What is the stock price for omega technology and what


Calculations must be presented in Excel (use Excel to calculate the answers; do not simply type in the answers), do not present Word or pdf files, and all assignments must be submitted in one file, preferably with each problem on a separate worksheet.

Problem 1

Suppose Alpha Industries and Omega Technology have identical assets that generate identical cash flows. Alpha Industries is an all equity firm with 10 million shares outstanding that trade for a price of $22 per share. Omega Technology has 20 million shares outstanding as well as debt of $60 million.

a. According to MM Proposition I, what is the stock price for Omega Technology?

b. Suppose Omega Technology stock currently trades for $11 per share. What arbitrage opportunity is available? What assumptions are necessary to exploit this opportunity?

Problem 2

Suppose the Washington Post Company (WPO) has no debt and an equity cost of capital of 9.2%. The average debt to value ratio for the publishing industry is 13%. What would its cost of equity be if it took on the average amount of debt for its industry at a cost of debt of 6%.

Problem 3

On May 14, 2008, general motors paid a dividend on $0.25 per share. During the same quarter GM lost a staggering $15.5 billion or $27.33 per share. Seven months later the company asked for billions of dollars of government aid and ultimately declared bankruptcy just over a year later on June 1, 2009. At that point a share of BM was worth only a little more than a dollar.

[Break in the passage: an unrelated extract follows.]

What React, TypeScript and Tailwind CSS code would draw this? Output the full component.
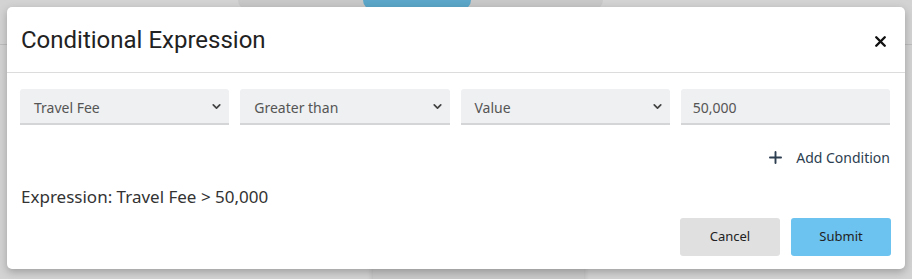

a. If you ignore the possibility of a government bailout the decision to pay a dividend given how close the company was to financial distress is an example of what kind of cost?

b. What would your answer be if GM executives anticipated that there was a possibility of a government bailout should the firm be forced to declare bankruptcy?

Problem 4

Covix Corporation has $50 million in cash 10 million shares outstanding and a current share price of $30. Clovix is deciding whether to use the $50 million to pay an immediate special dividend of $5 per share or to retain and invest it at the risk force rat of 10% and use the $5 million in interest earned to increase its regular annual dividend of $0.50 per share. Assume perfect capital markets.

a. Suppose Clovix pays the special dividend. How can a shareholder who would prefer an increase in the regular dividend create it on her own?

b. Suppose Clovix increase its regular dividend. How can a shareholder who would prefer the special dividend create it on her own?

Problem 5

Berkshire Hathaway's (A) shares are trading at $120,000. What split ratio world it need to bring its stock price down to $50?